Select the lines that hold the word "this" and copy each one.
[Start Available records]
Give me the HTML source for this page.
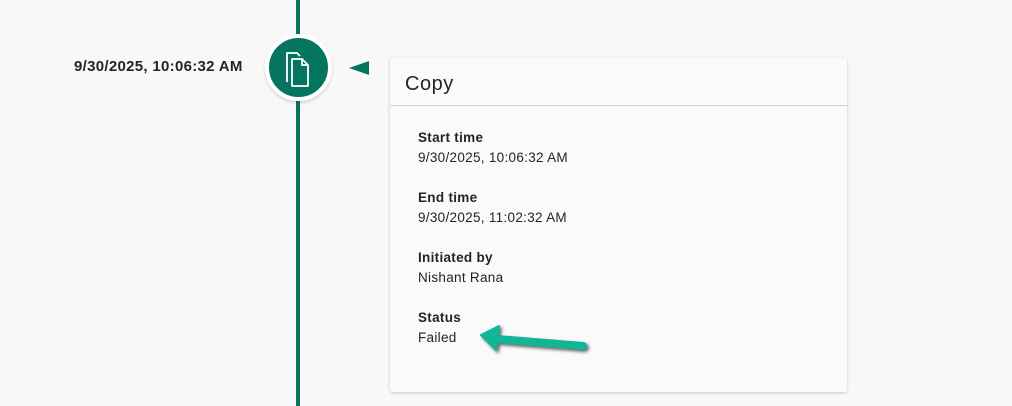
<!DOCTYPE html>
<html><head><style>
body{margin:0;width:1012px;height:406px;background:#f8f8f8;font-family:"Liberation Sans",sans-serif;position:relative;overflow:hidden;color:#242424}
.line{position:absolute;left:296px;top:0;width:4px;height:406px;background:#057560}
.circ{position:absolute;left:265px;top:34px;width:67px;height:67px;border-radius:50%;background:#057560;border:4px solid #fff;box-sizing:border-box;box-shadow:0 2px 3px rgba(0,0,0,.15)}
.date{position:absolute;left:74px;top:58px;font-size:15px;font-weight:bold;letter-spacing:0.3px}
.tri{position:absolute;left:349px;top:61px;width:0;height:0;border-top:7px solid transparent;border-bottom:7px solid transparent;border-right:20px solid #057560}
.card{position:absolute;left:390px;top:58px;width:457px;height:334px;background:#fafafa;border-radius:3px;box-shadow:0 1px 3px rgba(0,0,0,.2)}
.hd{height:48px;border-bottom:1px solid #d0d0d0;font-size:20px;padding:15px 0 0 15px;box-sizing:border-box;letter-spacing:0.5px}
.f{position:absolute;left:28px;font-size:13.5px;line-height:20px;letter-spacing:0.3px}
.f b{display:block}
</style></head><body>
<div class="line"></div>
<div class="circ"><svg width="59" height="59" viewBox="0 0 59 59" style="position:absolute;left:0;top:0"><g fill="none" stroke="#fff" stroke-width="1.8" stroke-linejoin="round"><path d="M18 44V15h10l3 3"/><path d="M23 48V21h10l6 6v21z"/><path d="M33 21v6h6"/></g></svg></div>
<div class="date">9/30/2025, 10:06:32 AM</div>
<div class="tri"></div>
<div class="card">
<div class="hd">Copy</div>
<div class="f" style="top:70px"><b>Start time</b>9/30/2025, 10:06:32 AM</div>
<div class="f" style="top:130px"><b>End time</b>9/30/2025, 11:02:32 AM</div>
<div class="f" style="top:190px"><b>Initiated by</b>Nishant Rana</div>
<div class="f" style="top:250px"><b>Status</b>Failed</div>
</div>
<svg width="1012" height="406" style="position:absolute;left:0;top:0">
<g style="filter:drop-shadow(2px 2px 1.5px rgba(0,0,0,.6))">
<path d="M583 346L497 339" stroke="#12b597" stroke-width="8" stroke-linecap="round"/>
<path d="M481 335L499 326L496 350Z" fill="#12b597" stroke="#12b597" stroke-width="2" stroke-linejoin="round"/>
</g></svg>
</body></html>
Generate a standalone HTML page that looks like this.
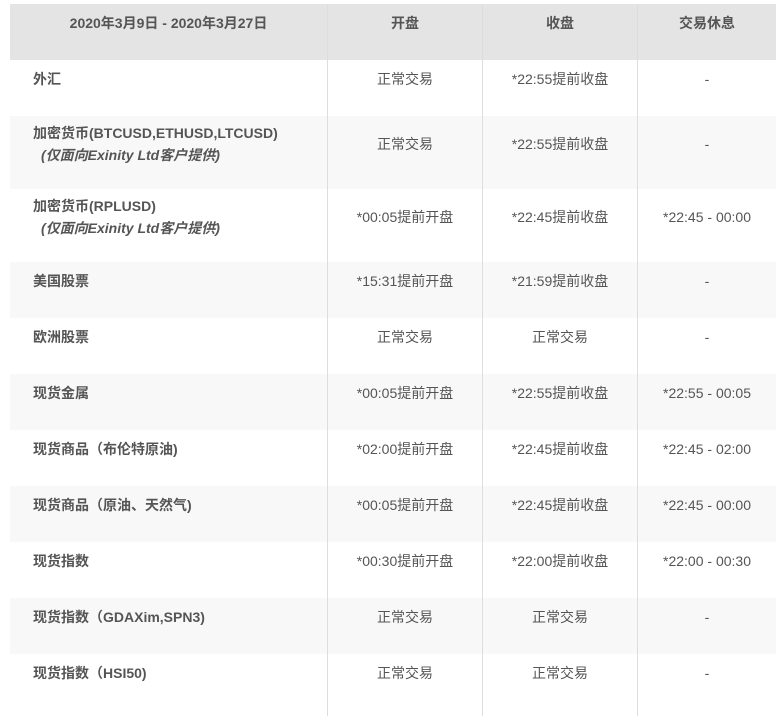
<!DOCTYPE html>
<html><head><meta charset="utf-8"><style>
body{margin:0;width:784px;height:716px;background:#fff;position:relative;overflow:hidden;font-family:"Liberation Sans","Noto Sans CJK SC",sans-serif;font-size:14px;color:#555}
.r{position:absolute;left:10px;width:766px}
.g{background:#f8f8f8}
.h{background:#e4e4e4;top:4px;height:56px}
.v{position:absolute;top:4px;height:712px;width:1px;background:#ddd}
.t{position:absolute;line-height:22px;white-space:nowrap}
.c1{left:33px;font-weight:bold}
.c{text-align:center}
.c2{left:328px;width:154px}
.c3{left:483px;width:154px}
.c4{left:638px;width:138px}
.hd{font-weight:bold;text-align:center}
i{font-weight:bold;padding-left:8px}
</style></head><body>
<div class="r h"></div>
<div class="r g" style="top:116px;height:73px"></div>
<div class="r g" style="top:262px;height:56px"></div>
<div class="r g" style="top:374px;height:56px"></div>
<div class="r g" style="top:486px;height:56px"></div>
<div class="r g" style="top:598px;height:56px"></div>
<div class="v" style="left:327px"></div>
<div class="v" style="left:482px"></div>
<div class="v" style="left:637px"></div>

<div class="t hd" style="top:12px;left:10px;width:317px">2020年3月9日 - 2020年3月27日</div>
<div class="t hd c2" style="top:12px">开盘</div>
<div class="t hd c3" style="top:12px">收盘</div>
<div class="t hd c4" style="top:12px">交易休息</div>

<div class="t c1" style="top:68px">外汇</div>
<div class="t c c2" style="top:68px">正常交易</div>
<div class="t c c3" style="top:68px">*22:55提前收盘</div>
<div class="t c c4" style="top:68px">-</div>

<div class="t c1" style="top:122px">加密货币(BTCUSD,ETHUSD,LTCUSD)<br><i>(仅面向Exinity Ltd客户提供)</i></div>
<div class="t c c2" style="top:133px">正常交易</div>
<div class="t c c3" style="top:133px">*22:55提前收盘</div>
<div class="t c c4" style="top:133px">-</div>

<div class="t c1" style="top:195px">加密货币(RPLUSD)<br><i>(仅面向Exinity Ltd客户提供)</i></div>
<div class="t c c2" style="top:206px">*00:05提前开盘</div>
<div class="t c c3" style="top:206px">*22:45提前收盘</div>
<div class="t c c4" style="top:206px">*22:45 - 00:00</div>

<div class="t c1" style="top:270px">美国股票</div>
<div class="t c c2" style="top:270px">*15:31提前开盘</div>
<div class="t c c3" style="top:270px">*21:59提前收盘</div>
<div class="t c c4" style="top:270px">-</div>

<div class="t c1" style="top:326px">欧洲股票</div>
<div class="t c c2" style="top:326px">正常交易</div>
<div class="t c c3" style="top:326px">正常交易</div>
<div class="t c c4" style="top:326px">-</div>

<div class="t c1" style="top:382px">现货金属</div>
<div class="t c c2" style="top:382px">*00:05提前开盘</div>
<div class="t c c3" style="top:382px">*22:55提前收盘</div>
<div class="t c c4" style="top:382px">*22:55 - 00:05</div>

<div class="t c1" style="top:438px">现货商品（布伦特原油)</div>
<div class="t c c2" style="top:438px">*02:00提前开盘</div>
<div class="t c c3" style="top:438px">*22:45提前收盘</div>
<div class="t c c4" style="top:438px">*22:45 - 02:00</div>

<div class="t c1" style="top:494px">现货商品（原油、天然气)</div>
<div class="t c c2" style="top:494px">*00:05提前开盘</div>
<div class="t c c3" style="top:494px">*22:45提前收盘</div>
<div class="t c c4" style="top:494px">*22:45 - 00:00</div>

<div class="t c1" style="top:550px">现货指数</div>
<div class="t c c2" style="top:550px">*00:30提前开盘</div>
<div class="t c c3" style="top:550px">*22:00提前收盘</div>
<div class="t c c4" style="top:550px">*22:00 - 00:30</div>

<div class="t c1" style="top:606px">现货指数（GDAXim,SPN3)</div>
<div class="t c c2" style="top:606px">正常交易</div>
<div class="t c c3" style="top:606px">正常交易</div>
<div class="t c c4" style="top:606px">-</div>

<div class="t c1" style="top:662px">现货指数（HSI50)</div>
<div class="t c c2" style="top:662px">正常交易</div>
<div class="t c c3" style="top:662px">正常交易</div>
<div class="t c c4" style="top:662px">-</div>
</body></html>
[End Available records]
# [Exercise result]
Give me the HTML source for this page.
Generate a standalone HTML page that looks like this.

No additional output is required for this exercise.